_WHAT IS NEEDED_
Search the data below for the string "styles". Extract every line that contains it.

_SOURCE MATERIAL_
start

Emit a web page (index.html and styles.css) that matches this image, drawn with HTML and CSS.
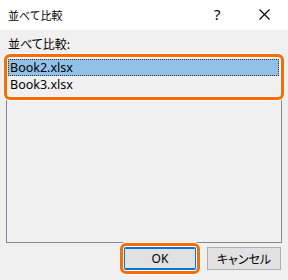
FILE: index.html
```html
<!DOCTYPE html>
<html lang="ja">
<head>
<meta charset="utf-8">
<link rel="stylesheet" href="styles.css">
</head>
<body>
<div class="dialog">
  <div class="titlebar">
    <span class="title">並べて比較</span>
    <span class="help">?</span>
    <span class="close">
      <svg width="11" height="11" viewBox="0 0 11 11"><path d="M0.5 0.5 L10.5 10.5 M10.5 0.5 L0.5 10.5" stroke="#000" stroke-width="1.1" fill="none"/></svg>
    </span>
  </div>
  <div class="content">
    <div class="label">並べて比較:</div>
    <div class="listwrap">
      <div class="listbox">
        <div class="item selected">Book2.xlsx</div>
        <div class="item">Book3.xlsx</div>
      </div>
      <div class="mark mark-list"></div>
    </div>
    <div class="footer">
      <div class="btnwrap">
        <button class="btn btn-default">OK</button>
        <div class="mark mark-btn"></div>
      </div>
      <button class="btn">キャンセル</button>
    </div>
  </div>
</div>
</body>
</html>
```
FILE: styles.css
```css
html, body {
  margin: 0;
  padding: 0;
  width: 288px;
  height: 280px;
  overflow: hidden;
  background: #f0f0f0;
}
.dialog {
  width: 288px;
  height: 280px;
  display: flex;
  flex-direction: column;
  font-family: "Noto Sans", "Noto Sans CJK JP", sans-serif;
  color: #000;
}
.titlebar {
  height: 30px;
  background: #fff;
  display: flex;
  align-items: center;
  padding-left: 8px;
  box-sizing: border-box;
}
.title {
  font-family: "Noto Sans CJK JP", sans-serif;
  font-size: 11px;
  flex: 1;
  margin-top: -1px;
}
.help {
  font-size: 15px;
  width: 14px;
  margin-right: 31px;
  margin-top: -2px;
  font-family: "Noto Sans", sans-serif;
}
.close {
  width: 11px;
  height: 11px;
  margin-right: 18px;
  display: flex;
  margin-top: -2px;
}
.content {
  flex: 1;
  padding: 0 6px;
  display: flex;
  flex-direction: column;
}
.label {
  font-family: "Noto Sans CJK JP", sans-serif;
  font-size: 12px;
  line-height: 16px;
  margin-top: 6px;
  padding-left: 2px;
  height: 16px;
  font-feature-settings: "palt";
}
.listwrap {
  position: relative;
  margin-top: 5px;
}
.listbox {
  height: 186px;
  box-sizing: border-box;
  border: 1px solid #828790;
  padding: 1px 2px 0 1px;
}
.item {
  height: 17px;
  line-height: 17px;
  font-size: 12.5px;
  padding-left: 2px;
  box-sizing: border-box;
}
.item.selected {
  background: #92c1e8;
  border: 1px dotted #333;
  line-height: 15px;
  padding-left: 1px;
}
.mark {
  position: absolute;
  border: 3px solid #ff6a00;
  border-radius: 6px;
  box-shadow: 0 0 0 1px #fff, inset 0 0 0 1px #fff;
  box-sizing: border-box;
  pointer-events: none;
}
.mark-list {
  left: -2px;
  top: -3px;
  width: 280px;
  height: 46px;
}
.footer {
  display: flex;
  justify-content: flex-end;
  gap: 10px;
  margin-top: 4px;
  padding-right: 1px;
}
.btnwrap {
  position: relative;
  display: flex;
}
.btn {
  width: 74px;
  height: 23px;
  background: #e1e1e1;
  border: 1px solid #adadad;
  font-family: "Noto Sans CJK JP", sans-serif;
  font-size: 12px;
  font-feature-settings: "palt";
  padding: 0;
  margin: 0;
  color: #000;
  line-height: 20px;
}
.btn-default {
  border: 2px solid #0078d7;
  font-family: "Noto Sans", sans-serif;
}
.mark-btn {
  left: -3px;
  top: -4px;
  width: 80px;
  height: 31px;
}
```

end

_FINISHED EXERCISE_
Emit a web page (index.html and styles.css) that matches this image, drawn with HTML and CSS.
<link rel="stylesheet" href="styles.css">
FILE: styles.css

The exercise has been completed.